- Born: January 12, 1948
- Died: July 30, 2024 (aged 76)
- Known for: Human rights advocacy

= Eddie Canales =

Human rights and labor activist

Eduardo Osiel Canales ( – ) was an American human rights advocate and labor organizer. Seeking to promote the welfare of migrants crossing the Mexico–United States border into South Texas, he installed some 200 water stations along the border, some along routes used by immigrants to avoid a checkpoint along U.S. Route 281. He also helped coordinate rescue missions and sometimes assisted in the recovery of remains of people who died from dehydration and temperature extremes. He founded the South Texas Human Rights Center, a nonprofit intended to prevent the death and suffering of migrants on the border.

== Biography ==

=== Early life ===
Born to migrant farmworkers from the Rio Grande Valley, Eddie Canales grew up in Corpus Christi, Texas. He was raised bilingual and learned to read from a young age. As a child, he worked various jobs to help support his family, like shining shoes, sweeping a barbershop floor, and cleaning a cafeteria.

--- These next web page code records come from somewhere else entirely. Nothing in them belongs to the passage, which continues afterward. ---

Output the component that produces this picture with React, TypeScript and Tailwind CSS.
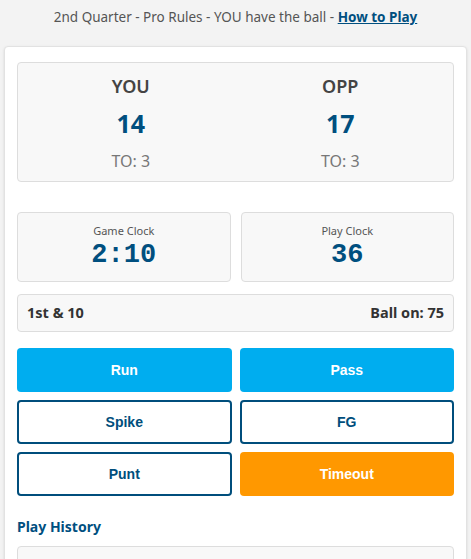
import React from 'react';

const sans = "font-['Segoe_UI','Noto_Sans','Open_Sans',sans-serif]";

function TeamScore({ name, score, to }: { name: string; score: number; to: number }) {
  return (
    <div className="flex flex-col items-center">
      <div className="text-[18px] font-semibold text-[#444] leading-none mt-[14px]">{name}</div>
      <div className="text-[25px] font-bold text-[#004f7f] leading-none mt-[16px]">{score}</div>
      <div className="text-[16px] text-[#777] leading-none mt-[17px]">TO: {to}</div>
    </div>
  );
}

function Clock({ label, value }: { label: string; value: string }) {
  return (
    <div className="h-[70px] rounded-[4px] border border-[#ddd] bg-[#f8f8f8] flex flex-col items-center pt-[12px]">
      <div className="text-[11px] text-[#555] leading-none">{label}</div>
      <div className="font-['Liberation_Mono',monospace] font-bold text-[27px] text-[#004f7f] leading-none mt-[6px]">
        {value}
      </div>
    </div>
  );
}

export default function App() {
  const btn = "h-[44px] rounded-[4px] font-['Liberation_Sans',Arial,sans-serif] font-bold text-[14px] flex items-center justify-center";
  const outline = btn + " border-2 border-[#004e7c] bg-white text-[#004e7c]";

  return (
    <div className={`min-h-screen bg-[#f3f3f3] ${sans} px-[4px] pb-4`}>
      {/* status line */}
      <div className="h-[46px] flex items-start justify-center pt-[7px] text-[13.5px] text-[#555]">
        <span>
          2nd Quarter - Pro Rules - YOU have the ball -{' '}
          <a href="#" className="font-bold text-[#004f7f] underline">How to Play</a>
        </span>
      </div>

      <div className="bg-white border border-[#e2e2e2] rounded-[4px] shadow-sm px-[12px] pt-[15px] pb-6">
        {/* score */}
        <div className="h-[120px] rounded-[4px] border border-[#ddd] bg-[#f8f8f8] grid grid-cols-2 px-[8px]">
          <TeamScore name="YOU" score={14} to={3} />
          <TeamScore name="OPP" score={17} to={3} />
        </div>

        <div className="grid grid-cols-2 gap-[10px] mt-[30px]">
          <Clock label="Game Clock" value="2:10" />
          <Clock label="Play Clock" value="36" />
        </div>

        <div className="h-[38px] mt-[12px] rounded-[4px] border border-[#ddd] bg-[#f8f8f8] flex items-center justify-between px-[9px] text-[14.5px] font-bold text-[#333]">
          <span>1st &amp; 10</span>
          <span>Ball on: 75</span>
        </div>

        <div className="grid grid-cols-2 gap-x-[8px] gap-y-[8px] mt-[16px]">
          <button className={btn + " bg-[#00adef] text-white"}>Run</button>
          <button className={btn + " bg-[#00adef] text-white"}>Pass</button>
          <button className={outline}>Spike</button>
          <button className={outline}>FG</button>
          <button className={outline}>Punt</button>
          <button className={btn + " bg-[#ff9800] text-white"}>Timeout</button>
        </div>

        <div className="mt-[24px] text-[14px] font-bold text-[#004f7f] leading-none">Play History</div>
        <div className="mt-[12px] h-[60px] rounded-[4px] border border-[#ddd] bg-[#f8f8f8]" />
      </div>
    </div>
  );
}
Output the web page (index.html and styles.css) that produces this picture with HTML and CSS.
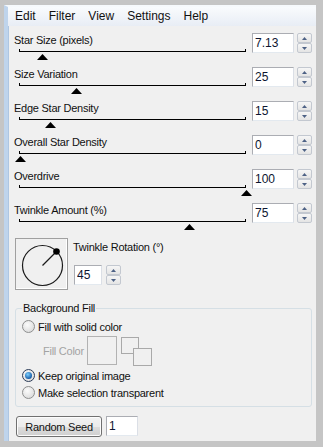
FILE: index.html
```html
<!DOCTYPE html>
<html>
<head>
  <title>Stars</title>
  <link rel="stylesheet" href="styles.css">
</head>
<body>
  <div class="window">
    <div class="menubar">
      <span>Edit</span><span>Filter</span><span>View</span><span>Settings</span><span>Help</span>
    </div>
    <div class="content">

      <div class="row">
        <div class="slider">
          <div class="label">Star Size (pixels)</div>
          <div class="track"><div class="thumb" style="left: 17px"></div></div>
        </div>
        <input class="num" type="text" value="7.13">
        <div class="spin"><span class="up"></span><span class="down"></span></div>
      </div>

      <div class="row">
        <div class="slider">
          <div class="label">Size Variation</div>
          <div class="track"><div class="thumb" style="left: 51px"></div></div>
        </div>
        <input class="num" type="text" value="25">
        <div class="spin"><span class="up"></span><span class="down"></span></div>
      </div>

      <div class="row">
        <div class="slider">
          <div class="label">Edge Star Density</div>
          <div class="track"><div class="thumb" style="left: 25px"></div></div>
        </div>
        <input class="num" type="text" value="15">
        <div class="spin"><span class="up"></span><span class="down"></span></div>
      </div>

      <div class="row">
        <div class="slider">
          <div class="label">Overall Star Density</div>
          <div class="track"><div class="thumb" style="left: -5px"></div></div>
        </div>
        <input class="num" type="text" value="0">
        <div class="spin"><span class="up"></span><span class="down"></span></div>
      </div>

      <div class="row">
        <div class="slider">
          <div class="label">Overdrive</div>
          <div class="track"><div class="thumb" style="left: 221px"></div></div>
        </div>
        <input class="num" type="text" value="100">
        <div class="spin"><span class="up"></span><span class="down"></span></div>
      </div>

      <div class="row">
        <div class="slider">
          <div class="label">Twinkle Amount (%)</div>
          <div class="track"><div class="thumb" style="left: 164px"></div></div>
        </div>
        <input class="num" type="text" value="75">
        <div class="spin"><span class="up"></span><span class="down"></span></div>
      </div>

      <div class="rotation">
        <div class="dial">
          <svg width="51" height="50" viewBox="0 0 51 50">
            <circle cx="26.5" cy="26.5" r="20" fill="none" stroke="#1a1a1a" stroke-width="1.2"/>
            <line x1="26.5" y1="26.5" x2="40.5" y2="12.5" stroke="#1a1a1a" stroke-width="1.2"/>
            <circle cx="40.5" cy="12.5" r="3.3" fill="#000"/>
          </svg>
        </div>
        <div class="rot-side">
          <div class="label">Twinkle Rotation (°)</div>
          <div class="rot-input">
            <input class="num short" type="text" value="45">
            <div class="spin"><span class="up"></span><span class="down"></span></div>
          </div>
        </div>
      </div>

      <fieldset class="fill">
        <legend>Background Fill</legend>
        <div class="radio"><span class="dot"></span>Fill with solid color</div>
        <div class="fill-color">
          <span class="fc-label">Fill Color</span>
          <span class="swatch"></span>
          <svg width="32" height="30" viewBox="0 0 32 30">
            <rect x="1.5" y="1.5" width="17" height="16" fill="#f0f0f0" stroke="#a9a9a9"/>
            <rect x="13.5" y="12.5" width="18" height="17" fill="#f0f0f0" stroke="#a9a9a9"/>
          </svg>
        </div>
        <div class="radio"><span class="dot checked"></span>Keep original image</div>
        <div class="radio"><span class="dot"></span>Make selection transparent</div>
      </fieldset>

      <div class="seed">
        <button>Random Seed</button>
        <input class="num seed-num" type="text" value="1">
      </div>

    </div>
  </div>
</body>
</html>
```

FILE: styles.css
```css
body {
  margin: 0;
  background-color: #c5c5c5;
  font-family: "Liberation Sans", Arial, sans-serif;
  font-size: 11px;
  letter-spacing: -0.25px;
  color: #111;
}
.window {
  margin: 5px 7px 0 4px;
  height: 436px;
  box-sizing: border-box;
  border-left: 4px solid #bfd4ec;
  border-top: 2px solid #f6f9fc;
  background-color: #f0f0f0;
  box-shadow: inset 1px 0 0 #aec6e2;
}
.menubar {
  display: flex;
  gap: 13px;
  height: 19px;
  line-height: 19px;
  padding-left: 7px;
  font-size: 12px;
  letter-spacing: 0;
  background: linear-gradient(#f9fbfd, #e8edf5);
}
.content {
  padding: 7px 4px 0 6px;
}
.row {
  display: flex;
  height: 34px;
}
.slider {
  width: 238px;
}
.label {
  line-height: 14px;
}
.track {
  position: relative;
  margin: 2px 6px 0 5px;
  height: 2px;
  border: 1px solid #000;
  border-top: none;
}
.thumb {
  position: absolute;
  top: 5px;
  width: 11px;
  height: 6px;
  background-color: #000;
  clip-path: polygon(50% 0, 100% 100%, 0 100%);
}
.num {
  width: 42px;
  height: 20px;
  box-sizing: border-box;
  margin: 0;
  padding: 0 0 0 2px;
  border: 1px solid;
  border-color: #abadb3 #dbdfe6 #e3e9ef #abadb3;
  background-color: #fff;
  font-family: "Liberation Sans", Arial, sans-serif;
  font-size: 12px;
  color: #0d1530;
  outline: none;
}
.spin {
  display: flex;
  flex-direction: column;
  width: 15px;
  height: 20px;
  margin-left: 3px;
}
.spin span {
  position: relative;
  flex: 1;
  border: 1px solid #c3c8d0;
  border-radius: 2px;
  background: linear-gradient(#f6f6f6, #e4e4e4);
}
.spin span::after {
  content: "";
  position: absolute;
  left: 4px;
  top: 3px;
  width: 5px;
  height: 3px;
  background-color: #4d6185;
}
.spin .up::after {
  clip-path: polygon(50% 0, 100% 100%, 0 100%);
}
.spin .down::after {
  clip-path: polygon(0 0, 100% 0, 50% 100%);
}
.rotation {
  display: flex;
  margin-top: 1px;
  height: 52px;
}
.dial {
  width: 53px;
  height: 52px;
  box-sizing: border-box;
  margin-left: 1px;
  border: 1px solid #a0a0a0;
  box-shadow: inset -1px -1px 0 #fff;
}
.dial svg {
  display: block;
}
.rot-side {
  margin-left: 5px;
}
.rot-side .label {
  margin-top: 2px;
}
.rot-input {
  display: flex;
  margin: 11px 0 0 1px;
}
.num.short {
  width: 28px;
}
.rot-input .spin {
  margin-left: 4px;
}
.fill {
  margin: 11px 0 0 1px;
  padding: 3px 0 5px 6px;
  border: 1px solid #d5dfe5;
  border-radius: 3px;
}
.fill legend {
  padding: 0 1px;
  line-height: 14px;
}
.radio {
  display: flex;
  align-items: center;
  gap: 3px;
  height: 17px;
}
.dot {
  position: relative;
  width: 13px;
  height: 13px;
  box-sizing: border-box;
  border: 1px solid #8e8f8f;
  border-radius: 50%;
  background: radial-gradient(circle at 40% 35%, #fbfbfb, #d4d4d4);
}
.dot.checked {
  border-color: #2c3c58;
}
.dot.checked::after {
  content: "";
  position: absolute;
  left: 2px;
  top: 2px;
  width: 7px;
  height: 7px;
  border-radius: 50%;
  background: radial-gradient(circle at 40% 35%, #7cd0ff, #1a5ea8 70%, #0b3a75);
}
.fill-color {
  display: flex;
  align-items: center;
  height: 29px;
  margin-top: 1px;
  margin-bottom: 2px;
}
.fc-label {
  width: 44px;
  margin-left: 21px;
  color: #a3a3a3;
}
.swatch {
  width: 30px;
  height: 29px;
  box-sizing: border-box;
  border: 1px solid #b2b2b2;
}
.fill-color svg {
  display: block;
  margin-left: 3px;
}
.seed {
  display: flex;
  gap: 4px;
  margin: 9px 0 0 2px;
}
.seed button {
  width: 86px;
  height: 21px;
  padding: 0;
  border: 1px solid #707070;
  border-radius: 3px;
  background: linear-gradient(#f2f2f2 0%, #ebebeb 50%, #dddddd 51%, #cfcfcf 100%);
  box-shadow: inset 0 0 0 1px #fcfcfc;
  font-family: "Liberation Sans", Arial, sans-serif;
  font-size: 11px;
  letter-spacing: -0.25px;
  color: #111;
}
.num.seed-num {
  width: 32px;
}
```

He attended several schools in south Texas, including Sam Houston Elementary School in Corpus Christi. He graduated from W. B. Ray High School in 1966, after which he attended Del Mar College while supporting himself by cleaning airplanes for Eastern Airlines.

=== Secondary education ===
By 1968 he was a student at the University of Houston, where, spurred by the United Farm Workers and the Delano grape strike, he became involved in union organizing. He joined the Mexican American Youth Organization, and campaigned for the Raza Unida Party, an offshoot that advocated for Chicano rights. He unsuccessfully campaigned to become a state representative in 1976.

=== Career ===
After leaving the college without a degree, he helped start Centro Aztlan, a community center in Houston that worked with undocumented immigrants. In 1986 he moved to Denver, where he represented janitors as an organizer for the Service Employees International Union. In 1998 he became an organizer for the United Brotherhood of Carpenters and Joiners of America and sought to recruit more Hispanic immigrants into the union. Eventually returning to Texas, he was encouraged by his friend Maria Jimenez, another immigrant rights activist, to become involved in Brooks County. He founded the South Texas Human Rights center in 2013, seeking to mitigate the deaths of undocumented immigrants trying to avoid a nearby border checkpoint; in 2012, 129 bodies were recovered, and about five times as many are estimated to have not been found.

==== Advocacy in migrant body identification ====
In 2014, Canales and other activists pushed for the enforcement of a Texas law mandating that unidentified bodies be DNA tested. He also argued for the exhumation of unidentified bodies in the county cemetery, which would allow identification and potentially comfort their families. Researchers exhuming migrants from mass graves for this purpose found that some had been buried in trash bags, body bags, shopping bags, or without containers at all. One body bag was discovered containing the bones of three separate people. 20 bodies had been identified as of 2017. The bodies were found under small markers marked with the name of the local funeral home, Funeraria del Angel Howard-Williams, which county officials in Brooks County and the neighboring Jim Hogg County stated had been paid by the county to bury the bodies of immigrants since at least 1998 and 1992 respectively. In 2020, Canales appeared in the documentary Missing in Brooks County.

=== Death ===
He died July 30, 2024, after a months-long battle with pancreatic cancer.